A sample video of the dances, posted on Art.if.Act's website, shows spirited numbers that could have been lifted out of movie musicals, with dancers dressed in top hats, leotard tuxes and beautiful dresses.

"The Chinese want to see Fred Astaire and Ginger Rogers," Hancock says, only half-joking.

With only six weeks of rehearsals, scheduled during vacation breaks at the UA, Hancock and Bowman constructed 20 dances. The two choreographers pored through old videos as they researched historic dances, and the dancers watched, too, immersing themselves in old-time moves.

As a result, the two-act show has a "retrospective feel," Hancock notes.

The Chinese Ministry of Culture is picking up the tab for transportation, lodging and food, and Lang advised the company to set at least one dance to Chinese music as a goodwill gesture.

"Our one balletic piece, 'Yellow River,' is a tribute to the Chinese," Hancock says. Performed to one movement from the Yellow River Piano Concerto by Chinese composer Xian Xinghai, "It embodies the movement of water. We avoided political overtones."

The troupe's singer, Katherine Byrnes, who performs regularly around Tucson, will sing the Chinese work "The Chrysanthemum Chorus."

Even though their travel expenses will be covered, the company is still incurring quite a few expenses by putting on such a large show. Art.if.Act's directors are hoping Tucsonans will be excited about the great Chinese road trip—and, in turn, will buy tickets to the hometown concerts.

"We've been using the slogan, 'Built in Tucson, bound for China,'" Hancock says. "We're taking this out into the world, representing something larger than Tucson."

PPicture Lucy way, way up in the sky with her diamonds.

That's where she'll be in Come Together, ZUZI! Dance Company's Beatles-themed music-and-dance concert this weekend.

Carie Schneider is trippy Lucy, dancing high up in the air on trapezes, in a piece she choreographed; it's called, appropriately, "Lucy in the Sky With Diamonds."

That's not the only Beatles song that lends itself to a high-wire act.

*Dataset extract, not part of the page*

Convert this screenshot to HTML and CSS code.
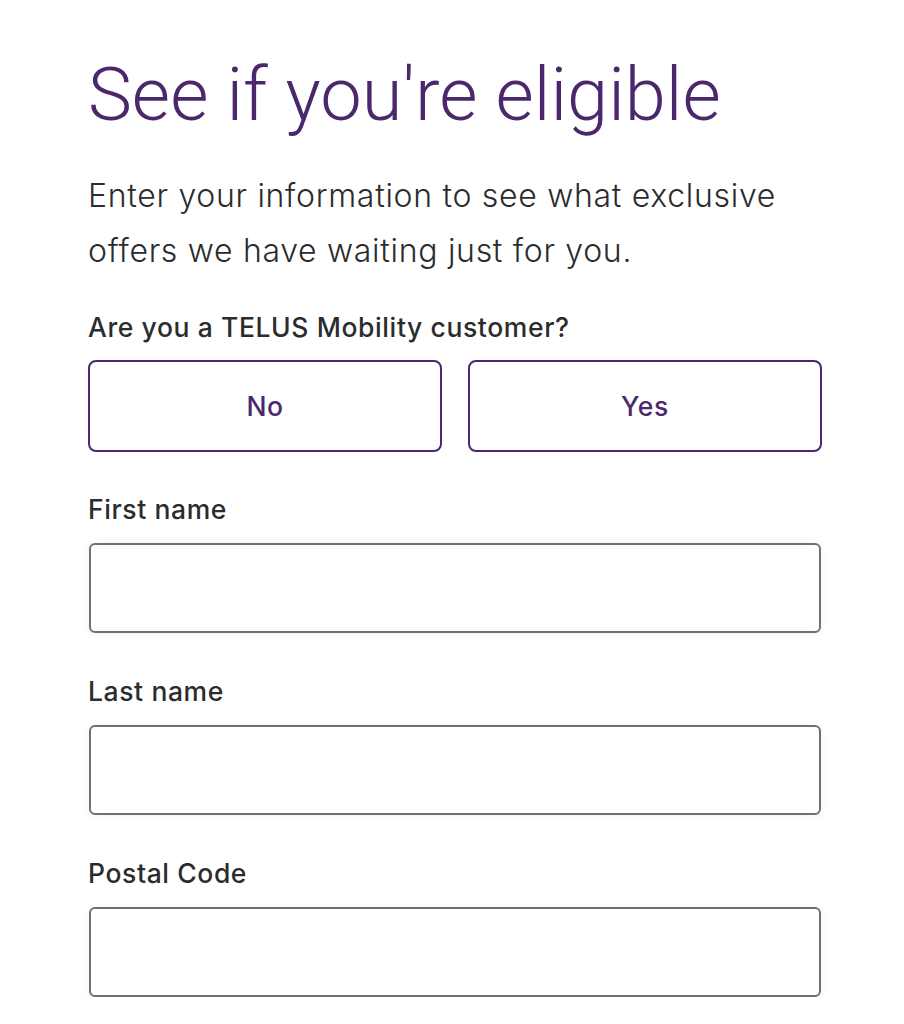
FILE: index.html
```html
<!DOCTYPE html>
<html lang="en">
<head>
  <meta charset="UTF-8">
  <title>See if you're eligible</title>
  <link rel="stylesheet" href="styles.css">
</head>
<body>
  <div class="page">
    <h1>See if you're eligible</h1>
    <p class="intro">Enter your information to see what exclusive offers we have waiting just for you.</p>

    <form id="eligibility-form">
      <div class="label">Are you a TELUS Mobility customer?</div>
      <div class="choice">
        <button type="button">No</button>
        <button type="button">Yes</button>
      </div>

      <div class="field">
        <label for="first-name">First name</label>
        <input id="first-name" type="text">
      </div>

      <div class="field">
        <label for="last-name">Last name</label>
        <input id="last-name" type="text">
      </div>

      <div class="field">
        <label for="postal-code">Postal Code</label>
        <input id="postal-code" type="text">
      </div>
    </form>
  </div>
</body>
</html>
```

FILE: styles.css
```css
body {
  margin: 0;
  background: #fff;
  color: #2a2c2e;
  font-family: Inter, "Liberation Sans", sans-serif;
}

.page {
  padding: 0 82px 0 88px;
}

h1 {
  margin: 55px 0 0;
  font-family: Roboto, "Liberation Sans", sans-serif;
  font-size: 74px;
  line-height: 80px;
  font-weight: 300;
  color: #4b286d;
}

.intro {
  margin: 33px 0 0;
  max-width: 720px;
  font-size: 32px;
  line-height: 55px;
  font-weight: 300;
  letter-spacing: 0.7px;
}

form {
  margin-top: 33px;
}

.label, label {
  display: block;
  font-size: 26.5px;
  line-height: 32px;
  font-weight: 500;
  letter-spacing: 0.6px;
  color: #2a2c2e;
}

.choice {
  display: grid;
  grid-template-columns: 1fr 1fr;
  gap: 26px;
  margin-top: 17px;
}

.choice button {
  height: 92px;
  background: #fff;
  border: 2px solid #4b286d;
  border-radius: 8px;
  color: #4b286d;
  font-family: inherit;
  font-size: 26.5px;
  font-weight: 500;
  letter-spacing: 0.6px;
  cursor: pointer;
}

.field {
  margin-top: 41px;
}

.field + .field {
  margin-top: 42px;
}

.field input {
  display: block;
  box-sizing: border-box;
  width: 732px;
  height: 90px;
  margin: 18px 0 0 1px;
  border: 2px solid #6d7176;
  border-radius: 6px;
  background: #fff;
  box-shadow: 0 1px 8px rgba(0,0,0,0.06);
  font-size: 26px;
  padding: 0 20px;
}
```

The troupe's "Many Limbs" Youth Aerial Company also takes to the trapezes in "To the Benefit of Mr. Kite," choreographed by Alison Hart.

"It's a circus piece with trapezes," artistic director Nanette Robinson says. "This show has a lot of aerial dance," along with modern dance on the ground. There will be 13 dances in all, performed by 25 dancers, including pros, apprentices and teens.

The concert also has plenty of Beatles music, 20 songs from the 270-tune Beatles' catalog, Robinson says, including "Blackbird," "Lady Madonna," "Norwegian Wood" and "Let It Be."

Robinson got the idea for an all-Beatles show two years ago from a dance student's parent, and this concert is as much about the music as the dance. Beatles recordings alternate with live-music versions by a band of no fewer than three singers and six musicians, including ZUZI! regulars Pablo Peregrina, a singer/guitarist, and singer Sally Withers. Other instruments include bass, drums, congas and mandolin. All nine musicians are onstage throughout the show.

Some recorded Beatles tunes covered by other artists are also used, partly to show how varied interpretations of Beatles music can be. "Blackbird" is danced by the troupe's apprentices to two successive versions of the song, one by Sarah McLachlan, the other by Bobby McFerrin, each evoking distinct moods.

The dancers' costumes are "completely '60s," Robinson says, tending toward purple bell bottoms and paisley, peasant blouses and checkered mini-shifts. Puppets Amongus' Matt Cotten, famed in town for his giant-head All Souls' Procession puppets, has created replicas of the Fab Four in their "Yellow Submarine" period. Robinson hints that some stilt-walkers may even show up to heighten the circus atmosphere. A 1960s Peter Max painting, with a rainbows and a face in the clouds, has been reproduced as a painted mural on one wall.

The concert opens with "Come Together," performed as a parade, with the cavalcade of colorfully costumed dancers prancing onstage. Many of the dances are lighthearted: In a "Lady Madonna" medley choreographed by Robinson, Ekida Laurie portrays Madonna as a harried mom who finds an escape involving red lingerie. "Rain," another Robinson piece, features four large umbrellas and the entire cast of dancers.

But a few works are more somber. Company member Mechelle Flemming gives her dance "She's Leaving Home" a dark dimension, opening with flashlights on a stage otherwise unlit. Guest artist Darrell Wilmore made a dance for six out of the bleak "Eleanor Rigby."

And the concert as a whole has a serious side. "We had the title, Come Together, by last fall," Robinson says, long before the January rampage that left six dead and 13 injured, including Rep. Gabrielle Giffords. Robinson read an article then declaring, 'This is a time for Tucson to come together,'" she relates. "It was synchronistic." Plans for the concert were in place, "and ZUZI is about bringing people together."